Cybersecurity Careers: Awareness, Opportunities and Retention


This week, Cybersecurity Awareness Month focuses on cybersecurity careers and jobs in the industry, with a simple tagline: Explore. Experience. Share. Check out NIST’s workshops and toolkits for Career Week.


For cybersecurity and IT workers, if you want to position yourself well, do some exploring. Get to know new territory outside of cybersecurity. The reason? Simple: share your insights on the industry. Perhaps more importantly, learn about what matters to others to find some common ground. 


Can You Talk Business When it Comes to Cybersecurity Jobs?


Cybersecurity and IT workers: up your game and learn the language of business. The information and data security function is much more integral to keeping a business going than it was even as recently as five years ago.

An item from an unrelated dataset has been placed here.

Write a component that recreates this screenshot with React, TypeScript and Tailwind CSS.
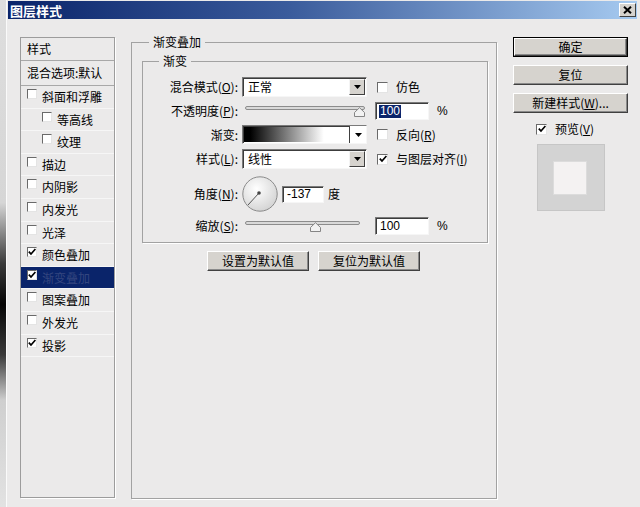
import React from "react";

const F = "font-['Noto_Sans_CJK_SC','Noto_Sans',sans-serif]";
const NUM = "font-['Liberation_Sans','Noto_Sans_CJK_SC',sans-serif]";

function Check({ checked, size = 11 }: { checked?: boolean; size?: number }) {
  return (
    <span
      className={`${size === 10 ? "w-[10px] h-[10px]" : "w-[11px] h-[11px]"} shrink-0 bg-white border border-t-[#6a6a6a] border-l-[#6a6a6a] border-r-[#e4e4e4] border-b-[#e4e4e4] flex items-center justify-center`}
    >
      {checked && (
        <svg width="8" height="8" viewBox="0 0 8 8">
          <path d="M0.8 3.6 L3 6 L7.4 1" stroke="#000" strokeWidth="1.7" fill="none" />
        </svg>
      )}
    </span>
  );
}

function Tri() {
  return (
    <svg width="7" height="4" viewBox="0 0 7 4">
      <path d="M0 0 H7 L3.5 4 Z" fill="#000" />
    </svg>
  );
}

function DropBtn() {
  return (
    <div className="w-[16px] h-[16px] mt-[1px] mr-[1px] bg-[#d6d3ce] border border-t-[#f4f4f4] border-l-[#f4f4f4] border-r-[#404040] border-b-[#404040] flex items-center justify-center">
      <Tri />
    </div>
  );
}

const sunken =
  "bg-white border border-t-[#7a7a7a] border-l-[#7a7a7a] border-r-[#f6f6f6] border-b-[#f6f6f6] shadow-[inset_1px_1px_0_#3c3c3c]";

function Select({ value }: { value: string }) {
  return (
    <div className={`w-[125px] h-[20px] flex ${sunken}`}>
      <span className="flex-1 pl-[5px] leading-[18px]">{value}</span>
      <DropBtn />
    </div>
  );
}

function Label({ children }: { children: React.ReactNode }) {
  return <div className="w-[95px] text-right leading-[16px] shrink-0">{children}</div>;
}

function Thumb() {
  return (
    <svg width="11" height="10" viewBox="0 0 11 10">
      <path d="M0.5 9.5 L0.5 5.5 L5.5 0.7 L10.5 5.5 L10.5 9.5 Z" fill="#f2f2f2" stroke="#858585" />
    </svg>
  );
}

function Slider({ width, thumbLeft }: { width: number; thumbLeft: number }) {
  return (
    <div className="relative w-[125px] h-full shrink-0">
      <div
        className="absolute left-[3px] top-[4px] h-[4px] rounded-full border border-[#8c8c8c] bg-[#d9d9d9]"
        style={{ width }}
      />
      <div className="absolute top-[5px]" style={{ left: thumbLeft }}>
        <Thumb />
      </div>
    </div>
  );
}

function Btn({ children, w, def }: { children: React.ReactNode; w: string; def?: boolean }) {
  const inner = (
    <div className="h-full w-full bg-[#d6d3ce] border border-t-white border-l-white border-r-[#404040] border-b-[#404040] shadow-[inset_-1px_-1px_0_#8a8a8a] flex items-center justify-center leading-none">
      {children}
    </div>
  );
  if (def)
    return <div className={`${w} h-[20px] border border-black`}>{inner}</div>;
  return <div className={`${w} h-[20px]`}>{inner}</div>;
}

function ListItem({
  label,
  checked,
  indent,
  selected,
}: {
  label: string;
  checked?: boolean;
  indent?: boolean;
  selected?: boolean;
}) {
  return (
    <div
      className={`h-[22.6px] flex items-start border-b border-[#f6f6f6] ${
        selected ? "bg-[#0a246a] text-[#34467f]" : ""
      } ${indent ? "pl-[21px]" : "pl-[6px]"}`}
    >
      <span className="mt-[3px]">
        <Check checked={checked} size={10} />
      </span>
      <span className="ml-[5px] mt-[3px] leading-[16px]">{label}</span>
    </div>
  );
}

export default function App() {
  return (
    <div className={`w-[640px] h-[507px] bg-[#ebeaea] flex overflow-hidden text-[12px] text-black ${F}`}>
      <div className="w-[6px] h-full shrink-0 bg-[linear-gradient(to_bottom,#dedede_0%,#d6d6d6_40%,#3a3a3a_52%,#050505_60%,#3a3a3a_70%,#cfcfcf_79%,#e2e2e2_100%)]" />
      <div className="flex-1 flex flex-col border-l border-[#fafafa] pl-[1px] pr-[3px]">
        {/* Title bar */}
        <div className="mt-[1px] h-[18px] flex items-center bg-[linear-gradient(to_right,#0a246a,#3b5c9c_45%,#a6caf0)]">
          <span className="pl-[2px] text-white font-bold text-[13px] leading-none">图层样式</span>
          <div className="flex-1" />
          <div className="w-[17px] h-[14px] mr-[1px] bg-[#d6d3ce] border border-t-white border-l-white border-r-[#404040] border-b-[#404040] flex items-center justify-center">
            <svg width="9" height="8" viewBox="0 0 9 8">
              <path d="M1 0.8 L8 7.2 M8 0.8 L1 7.2" stroke="#000" strokeWidth="2" />
            </svg>
          </div>
        </div>

        <div className="flex items-start">
          {/* Left list */}
          <div className="ml-[12px] mt-[18px] w-[95px] h-[461px] shrink-0 border border-[#9c9c9c] shadow-[1px_1px_0_#fff] flex flex-col">
            <div className="h-[23px] border-b border-[#a8a8a8] pl-[6px] leading-[22px]">样式</div>
            <div className="h-[25px] border-b border-[#a8a8a8] pl-[6px] leading-[24px] whitespace-nowrap">混合选项:默认</div>
            <ListItem label="斜面和浮雕" />
            <ListItem label="等高线" indent />
            <ListItem label="纹理" indent />
            <ListItem label="描边" />
            <ListItem label="内阴影" />
            <ListItem label="内发光" />
            <ListItem label="光泽" />
            <ListItem label="颜色叠加" checked />
            <ListItem label="渐变叠加" checked selected />
            <ListItem label="图案叠加" />
            <ListItem label="外发光" />
            <ListItem label="投影" checked />
          </div>

          {/* Main fieldset */}
          <fieldset className="ml-[16px] mt-[15px] w-[366px] h-[465px] shrink-0 border border-[#a2a2a2] shadow-[1px_1px_0_#fff]">
            <legend className="ml-[17px] px-[4px] leading-[16px]">渐变叠加</legend>
            <fieldset className="ml-[10px] mt-[3px] w-[346px] h-[190px] border border-[#a2a2a2] shadow-[1px_1px_0_#fff]">
              <legend className="ml-[16px] px-[4px] leading-[16px]">渐变</legend>
              <div className="flex flex-col pt-[8px]">
                {/* Row 1 */}
                <div className="flex items-center h-[20px]">
                  <Label>
                    混合模式(<span className="underline">O</span>):
                  </Label>
                  <div className="ml-[4px]">
                    <Select value="正常" />
                  </div>
                  <div className="ml-[10px] flex items-center">
                    <Check />
                    <span className="ml-[8px]">仿色</span>
                  </div>
                </div>
                {/* Row 2 */}
                <div className="flex items-center h-[18px] mt-[5px]">
                  <Label>
                    不透明度(<span className="underline">P</span>):
                  </Label>
                  <div className="ml-[4px] h-full">
                    <Slider width={120} thumbLeft={112} />
                  </div>
                  <div className={`ml-[8px] w-[54px] h-[18px] ${sunken} flex items-center pl-[3px] ${NUM}`}>
                    <span className="bg-[#0a246a] text-white leading-[13px] px-[1px]">100</span>
                  </div>
                  <span className={`ml-[8px] ${NUM}`}>%</span>
                </div>
                {/* Row 3 */}
                <div className="flex items-center h-[19px] mt-[5px]">
                  <Label>渐变:</Label>
                  <div className={`ml-[4px] w-[125px] h-[19px] flex ${sunken}`}>
                    <div className="flex-1 mt-[1px] mb-[1px] ml-[1px] bg-[linear-gradient(to_right,#000_0%,#000_6%,#fff_76%,#fff_100%)]" />
                    <div className="w-[17px] border-l border-[#404040] bg-white flex items-center justify-center">
                      <Tri />
                    </div>
                  </div>
                  <div className="ml-[10px] flex items-center">
                    <Check />
                    <span className="ml-[8px]">
                      反向(<span className="underline">R</span>)
                    </span>
                  </div>
                </div>
                {/* Row 4 */}
                <div className="flex items-center h-[20px] mt-[5px]">
                  <Label>
                    样式(<span className="underline">L</span>):
                  </Label>
                  <div className="ml-[4px]">
                    <Select value="线性" />
                  </div>
                  <div className="ml-[10px] flex items-center">
                    <Check checked />
                    <span className="ml-[8px]">
                      与图层对齐(<span className="underline">I</span>)
                    </span>
                  </div>
                </div>
                {/* Row 5 */}
                <div className="flex items-center h-[36px] mt-[7px]">
                  <Label>
                    角度(<span className="underline">N</span>):
                  </Label>
                  <div className="ml-[4px] w-[36px] h-[36px]">
                    <svg width="36" height="36" viewBox="0 0 36 36">
                      <defs>
                        <radialGradient id="dial" cx="0.4" cy="0.35" r="0.7">
                          <stop offset="0" stopColor="#ffffff" />
                          <stop offset="1" stopColor="#d2d2d2" />
                        </radialGradient>
                      </defs>
                      <circle cx="18" cy="18" r="17.2" fill="url(#dial)" stroke="#8a8a8a" strokeWidth="1" />
                      <line x1="17" y1="17" x2="6" y2="29" stroke="#555" strokeWidth="1" />
                      <circle cx="17" cy="17" r="1.8" fill="#444" />
                    </svg>
                  </div>
                  <div className={`ml-[4px] w-[42px] h-[17px] ${sunken} flex items-center pl-[4px] ${NUM}`}>
                    <span className="leading-none">-137</span>
                  </div>
                  <span className="ml-[4px]">度</span>
                </div>
                {/* Row 6 */}
                <div className="flex items-center h-[18px] mt-[5px]">
                  <Label>
                    缩放(<span className="underline">S</span>):
                  </Label>
                  <div className="ml-[4px] h-full">
                    <Slider width={115} thumbLeft={68} />
                  </div>
                  <div className={`ml-[8px] w-[54px] h-[18px] ${sunken} flex items-center pl-[4px] ${NUM}`}>
                    <span className="leading-none">100</span>
                  </div>
                  <span className={`ml-[8px] ${NUM}`}>%</span>
                </div>
              </div>
            </fieldset>
            <div className="flex pl-[75px] mt-[8px] gap-[9px]">
              <Btn w="w-[102px]">设置为默认值</Btn>
              <Btn w="w-[102px]">复位为默认值</Btn>
            </div>
          </fieldset>

          {/* Right column */}
          <div className="ml-[16px] mt-[18px] w-[115px] shrink-0 flex flex-col">
            <Btn w="w-[115px]" def>
              确定
            </Btn>
            <div className="mt-[8px]">
              <Btn w="w-[115px]">复位</Btn>
            </div>
            <div className="mt-[8px]">
              <Btn w="w-[115px]">
                新建样式(<span className="underline">W</span>)...
              </Btn>
            </div>
            <div className="mt-[9px] ml-[23px] flex items-center h-[14px]">
              <Check checked />
              <span className="ml-[8px]">
                预览(<span className="underline">V</span>)
              </span>
            </div>
            <div className="mt-[8px] ml-[24px] w-[68px] h-[67px] bg-[#d3d3d3] border border-[#c6c6c6] pt-[16px] pl-[15px]">
              <div className="w-[34px] h-[34px] bg-[#f4f2f2] border border-[#dcdcdc]" />
            </div>
          </div>
        </div>
      </div>
    </div>
  );
}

No longer just a side issue, digital safety is a core issue. Learn to tell the C-suite that.


Regardless of job role, all teams understand dollars and cents. That’s your common ground. You can bridge the gap, and if becoming a chief information security officer (CISO) is your plan, you are putting yourself in a good position for the job. Cybersecurity careers being all about tech is so 2020. Go out of your comfort zone. Learn about the business and teach other stakeholders about your duties while you learn about theirs.


Cybersecurity Careers: Generalist or Specialist?


Regardless of where you are in your cybersecurity career, you’re going to have to make a decision. So I want to be a generalist or specialist? Each has its pros and cons.